Crying in bed after Coitus

Cruz Manuelos crying in bed after having sex with Aaliyah Amroh is very telling of Cruz’s growing feelings for Aaliyah, Cruz’s awareness of a lack of happiness in her life, and of that missing element beginning to be filled. Cruz doesn’t want it filled by Aaliyah, but it’s happening. Perhaps Cruz didn’t believe she needed love in her life (just the military), but it’s happening. Watching Cruz cry bittersweet tears, tears of awareness, is a crystallization of her internal conflict with her assignment and her emotional turmoil. It is one of the best acting moments in the episode.

Asmar Ali Amrohi at the Wedding

Asmar Ali Amrohi (Bassem Youssef) being at the wedding was complete nonsense. He knows people want to kill him, yet he goes to a wedding days before it is to occur and sits there, a big goose with a target on its back. If the character acts in Gone is the Illusion of Order as he is portrayed (off-screen) in the earlier episodes of Special Ops: Lioness, his daughter, and his wife would think he wasn’t coming until he showed up on the day of the wedding, giving anyone hunting him little time to react.
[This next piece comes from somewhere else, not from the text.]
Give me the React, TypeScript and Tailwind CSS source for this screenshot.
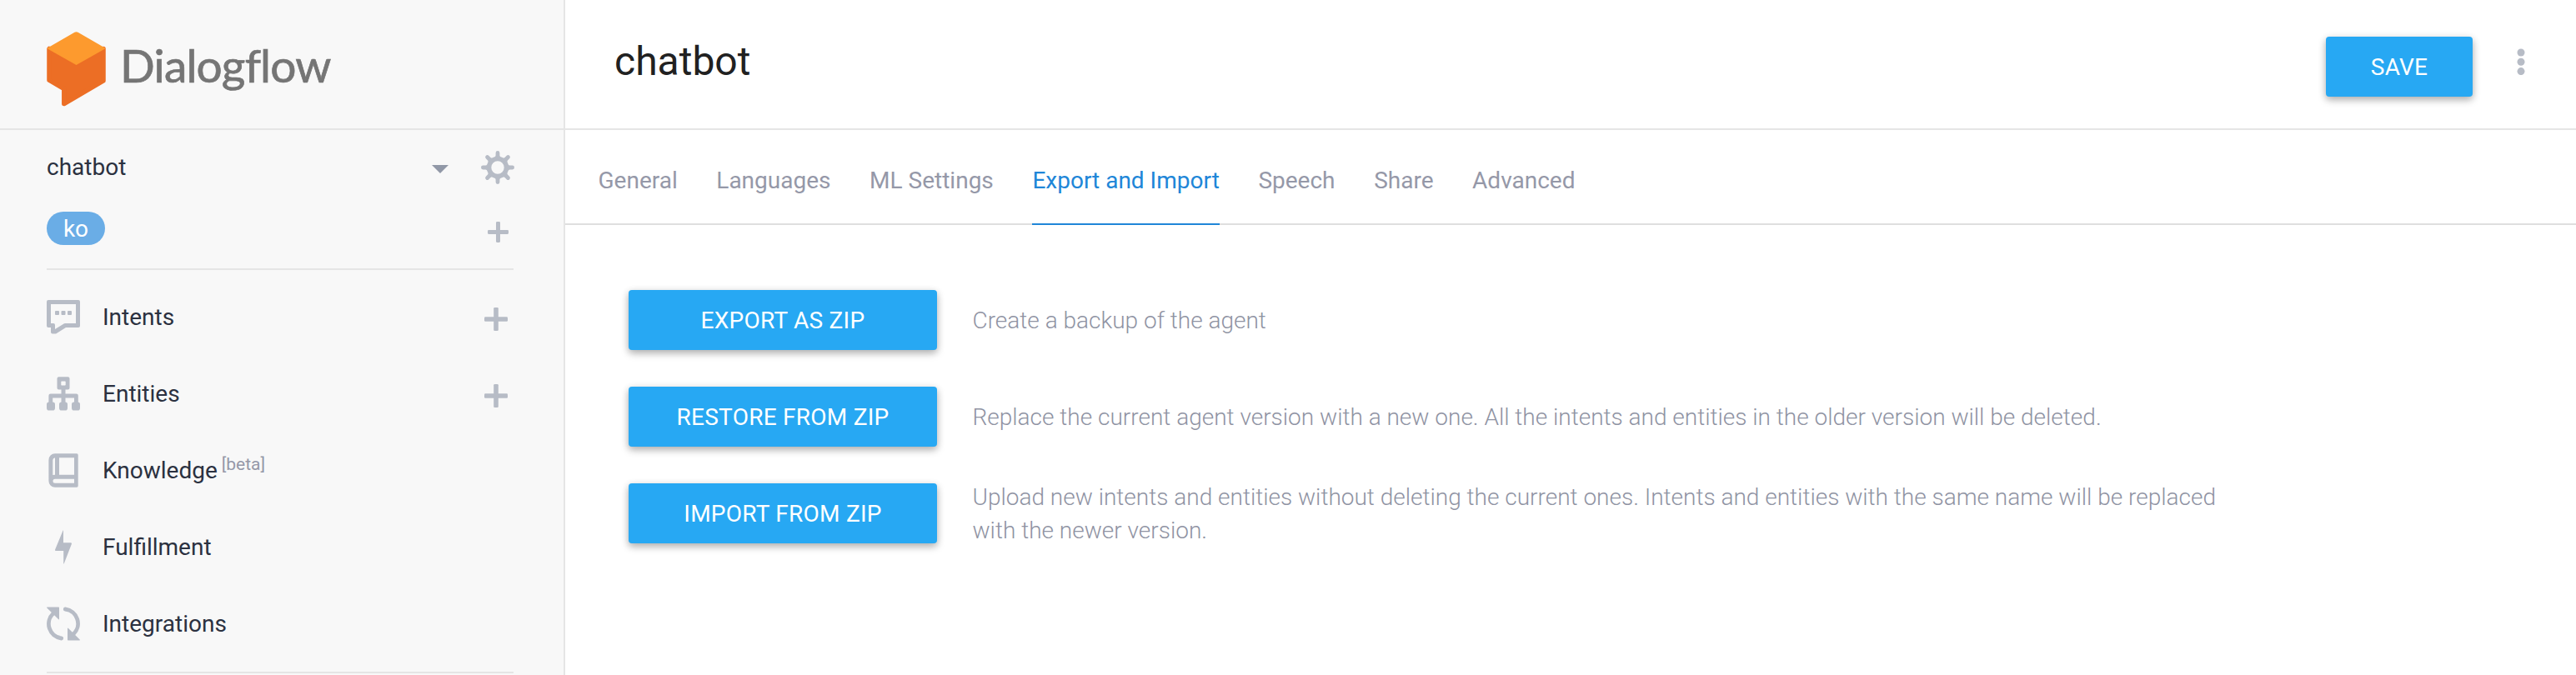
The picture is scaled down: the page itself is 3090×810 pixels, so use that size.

Or show him at the wedding, but do not let his presence be known to anyone there except the viewer. Asmar could go to the wedding disguised as a caterer or someone else, telling himself, “Just be there; be there for your daughter. That’s enough. She doesn’t need to know you’re here.”

But no. Writer Taylor Sheridan had to make the smart villain, who had survived for decades, suddenly act stupidly and drop his guard when he didn’t have to, for the sole purpose of dying at the heroines’ hands.

The Husband

Ehsan Al Rashdi (Ray Corasani) shows his true colors with the conversation he has with (and in front of) Cruz Manuelos, illustrating that he is a full, bad member and representation of his culture.

Like Asmar Ali Amrohi, Ehsan is also an example of a dumbed-down character in Gone is the Illusion of Order. If you find out Cruz Manuelos is a U.S. Marine, and you are only a civilian with no kinetic training, why would you try to confront and fight the Marine in hand-to-hand combat? Why not just alert all of your ex-military guards? That is what you pay them for.

When I saw Ehsan run out of his office after finding out Cruz’s secret, I thought, “Please remain consistent with your smart person characterization, go tell your guards, and let them take care of Cruz.” But no. Like Asmar, Ehsan has been turned into a moron (call your guards!) so he can die in the hero’s blaze of glory.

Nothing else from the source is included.